A consumer GPU running a 26-billion parameter AI model draws somewhere between 150 and 350 watts of power, depending on the hardware. A developer just ran the same size model on 4 watts.
The model is Google's Gemma 4 26B in its A4B form - a 4-bit quantized version, meaning the model's internal data is compressed to use roughly a quarter of the memory compared to full-precision weights, trading a small amount of output quality for a much smaller footprint. The hardware is a Rockchip NPU, the specialized AI processing chip (designed specifically for neural network tasks, separate from the main CPU) found in affordable single-board computers like the Orange Pi 5 and Radxa Rock 5B. These boards cost $80 to $200 and are normally used for lightweight video processing or image recognition, not running models at this parameter count.
The developer made it work using a custom fork of llama.cpp - the open-source inference engine (software that runs a trained AI model to generate responses, as opposed to training one from scratch) that has become the standard for running large language models on consumer hardware without a dedicated GPU. Rockchip NPU support doesn't exist in the mainline project, so this required writing custom low-level code to interface with the chip's AI acceleration features.
The Power Math
4 watts versus 300 watts matters significantly if you're running models continuously.

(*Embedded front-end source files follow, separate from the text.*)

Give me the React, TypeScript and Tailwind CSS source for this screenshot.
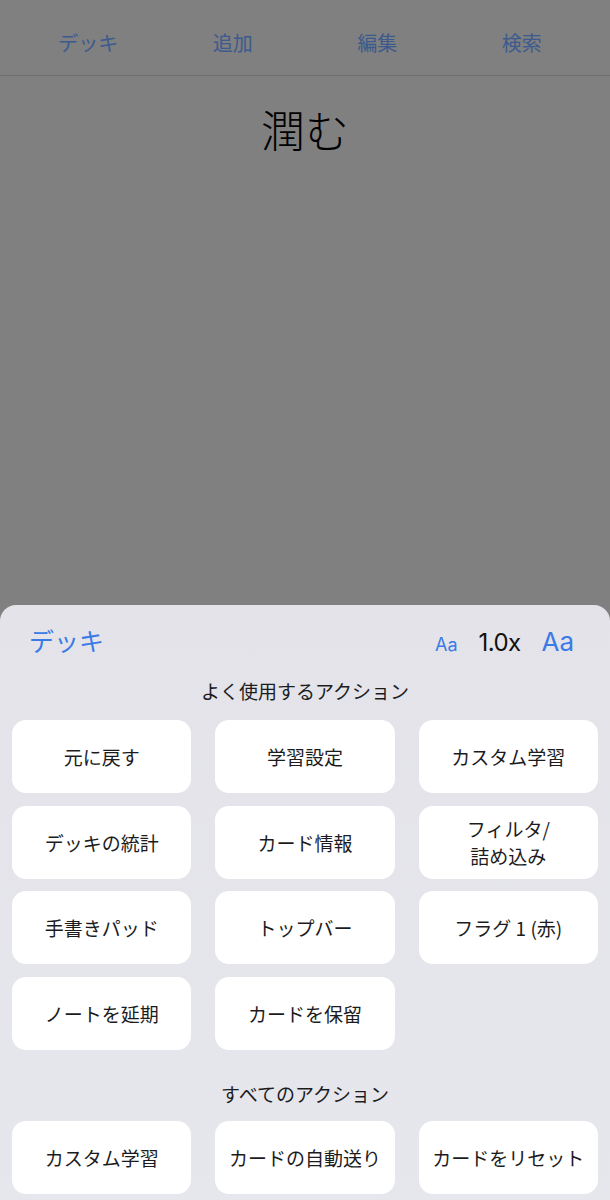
import React from "react";

const font = "font-['Noto_Sans_CJK_JP','Noto_Sans',sans-serif]";

const frequent = [
  "元に戻す",
  "学習設定",
  "カスタム学習",
  "デッキの統計",
  "カード情報",
  "フィルタ/\n詰め込み",
  "手書きパッド",
  "トップバー",
  "フラグ 1 (赤)",
  "ノートを延期",
  "カードを保留",
];

const allActions = ["カスタム学習", "カードの自動送り", "カードをリセット"];

const ActionButton: React.FC<{ label: string }> = ({ label }) => (
  <button className="h-[73px] rounded-[14px] bg-white text-[19px] leading-[27px] text-[#1c1c1e] whitespace-pre-line flex items-center justify-center text-center">
    {label}
  </button>
);

const App: React.FC = () => {
  return (
    <div className={`${font} w-[610px] h-[1200px] bg-[#808080] flex flex-col overflow-hidden`}>
      {/* top bar (dimmed) */}
      <div className="h-[76px] border-b border-[#6e6e6e] px-4 grid grid-cols-4 items-center pt-[10px]">
        {["デッキ", "追加", "編集", "検索"].map((t) => (
          <span key={t} className="text-center text-[20px] text-[#3c5a8e]">
            {t}
          </span>
        ))}
      </div>

      {/* card content */}
      <div className="flex-1 flex justify-center pt-[24px]">
        <span className="text-[44px] leading-[58px] text-black font-light">潤む</span>
      </div>

      {/* action sheet */}
      <div className="h-[595px] rounded-t-[16px] bg-gradient-to-b from-[#e3e3e9] to-[#e6e7ec] px-3 pt-[17px]">
        <div className="flex items-center justify-between pl-[17px] pr-[24px] h-[38px]">
          <span className="text-[25px] text-[#3a7be6]">デッキ</span>
          <div className="flex items-baseline gap-[21px]">
            <span className="text-[18px] text-[#3a7be6] font-['Inter',sans-serif]">Aa</span>
            <span className="text-[24px] text-[#111] font-['Inter',sans-serif] tracking-tight">1.0x</span>
            <span className="text-[26px] text-[#3a7be6] font-['Inter',sans-serif]">Aa</span>
          </div>
        </div>
        <div className="text-center text-[19px] text-[#1c1c1e] mt-[18px] h-[26px] leading-[26px]">
          よく使用するアクション
        </div>
        <div className="grid grid-cols-3 gap-x-6 gap-y-[12.5px] mt-[16px]">
          {frequent.map((l) => (
            <ActionButton key={l} label={l} />
          ))}
        </div>
        <div className="text-center text-[19px] text-[#1c1c1e] mt-[31px] h-[26px] leading-[26px]">
          すべてのアクション
        </div>
        <div className="grid grid-cols-3 gap-x-6 gap-y-3 mt-[14px]">
          {allActions.map((l) => (
            <ActionButton key={l} label={l} />
          ))}
        </div>
      </div>
    </div>
  );
};

export default App;
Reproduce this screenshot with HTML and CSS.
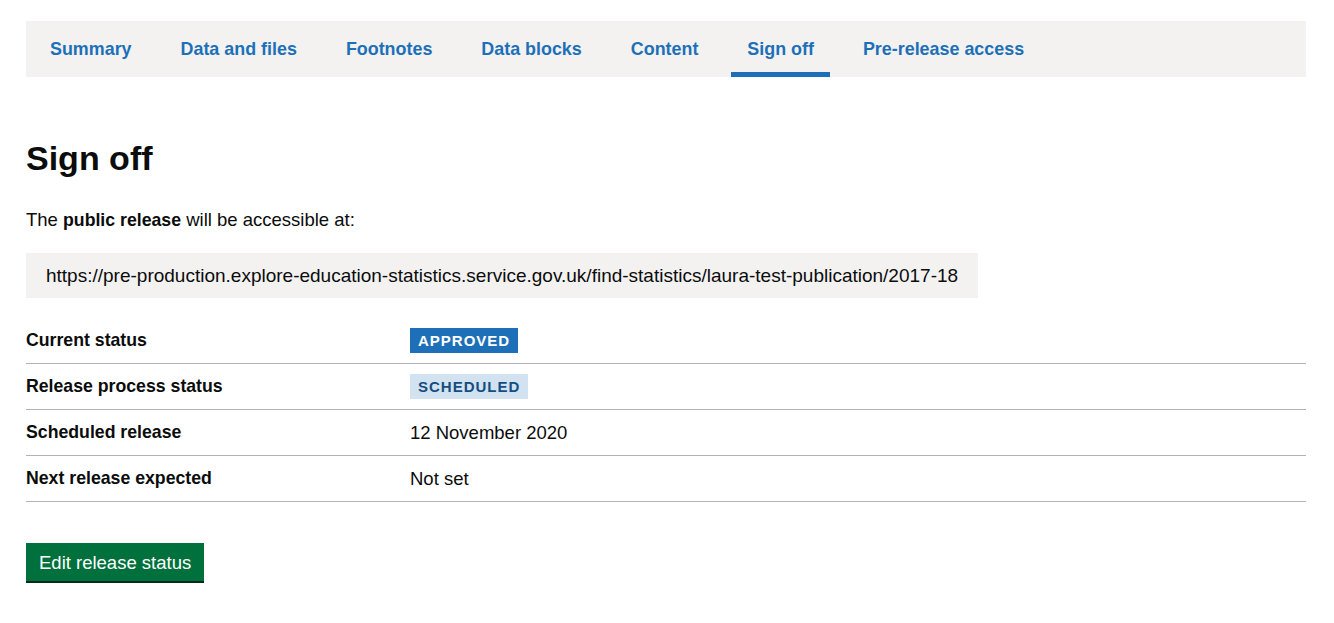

At average US electricity rates, a 300-watt GPU setup running 24 hours a day costs roughly $315 per year. The same workload at 4 watts costs around $4 per year - close to a 99% reduction.
The tradeoff is speed. The Rockchip NPU won't match a dedicated GPU on throughput, and the 4-bit compression reduces output quality slightly compared to the full-precision model. For applications like local document processing, a private AI assistant running on a home server, or edge inference in IoT devices where you need consistent responses rather than peak performance, the math starts to look compelling.
Open Source Doing the Hard Work
The custom llama.cpp fork is publicly available, though it's early-stage. Getting it working requires comfort with compiling from source and debugging hardware-level issues - this isn't a one-click install. Getting Rockchip NPU support into the mainline llama.cpp project would significantly lower the barrier for everyone. That process typically starts exactly like this: someone demonstrates it's possible, publishes the results and code, and the pressure builds for official support.
Google designed the Gemma 4 architecture with edge deployment as an explicit goal, which partly explains why it's a viable candidate for this kind of experiment. Architecture decisions made during model design - layer sizes, attention patterns, quantization behavior - matter enormously when you're trying to run on hardware this constrained. Gemma 4's design made this easier than it would have been with most other models at this parameter count.